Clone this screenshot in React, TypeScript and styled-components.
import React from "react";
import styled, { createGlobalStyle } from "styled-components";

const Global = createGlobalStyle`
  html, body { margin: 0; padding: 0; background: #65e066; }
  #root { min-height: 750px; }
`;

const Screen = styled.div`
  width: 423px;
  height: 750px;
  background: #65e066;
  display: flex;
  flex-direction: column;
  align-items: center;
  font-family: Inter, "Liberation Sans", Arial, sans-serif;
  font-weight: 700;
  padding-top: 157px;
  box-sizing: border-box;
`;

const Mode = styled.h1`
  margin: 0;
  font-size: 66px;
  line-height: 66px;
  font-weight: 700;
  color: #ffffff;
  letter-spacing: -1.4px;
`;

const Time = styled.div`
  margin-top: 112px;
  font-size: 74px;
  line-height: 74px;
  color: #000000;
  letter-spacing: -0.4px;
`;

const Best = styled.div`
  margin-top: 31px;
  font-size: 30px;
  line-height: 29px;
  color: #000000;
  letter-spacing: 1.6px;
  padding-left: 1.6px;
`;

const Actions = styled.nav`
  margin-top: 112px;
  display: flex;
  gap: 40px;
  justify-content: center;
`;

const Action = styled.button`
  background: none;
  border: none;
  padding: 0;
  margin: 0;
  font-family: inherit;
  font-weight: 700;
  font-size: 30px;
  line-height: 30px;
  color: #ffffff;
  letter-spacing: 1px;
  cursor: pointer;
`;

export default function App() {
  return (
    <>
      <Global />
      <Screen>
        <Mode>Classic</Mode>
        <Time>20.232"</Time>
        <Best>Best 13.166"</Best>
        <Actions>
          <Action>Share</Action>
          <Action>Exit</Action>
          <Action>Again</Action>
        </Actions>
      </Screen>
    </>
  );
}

* * *

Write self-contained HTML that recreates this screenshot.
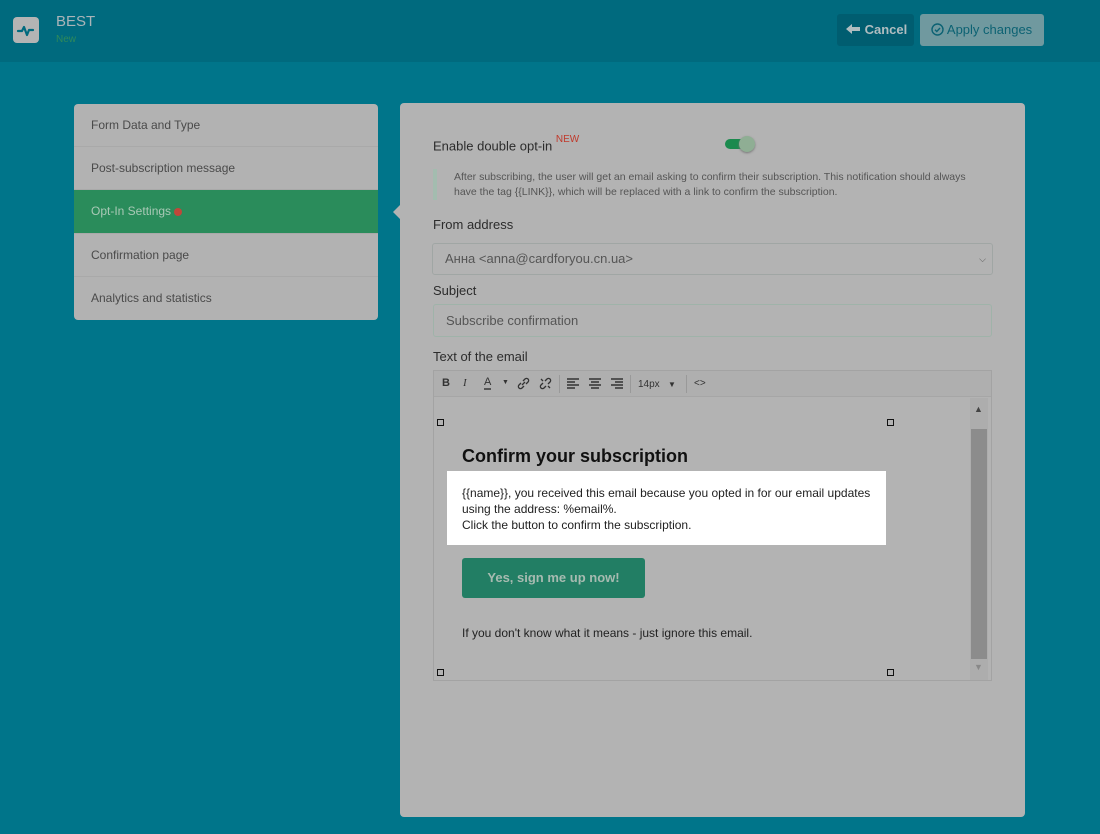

• _THE PROBLEM_: Search the lines for "screenshot". Copy each line that has it.

• _EXERCISE RESULT_:
Clone this screenshot in React, TypeScript and styled-components.
Write self-contained HTML that recreates this screenshot.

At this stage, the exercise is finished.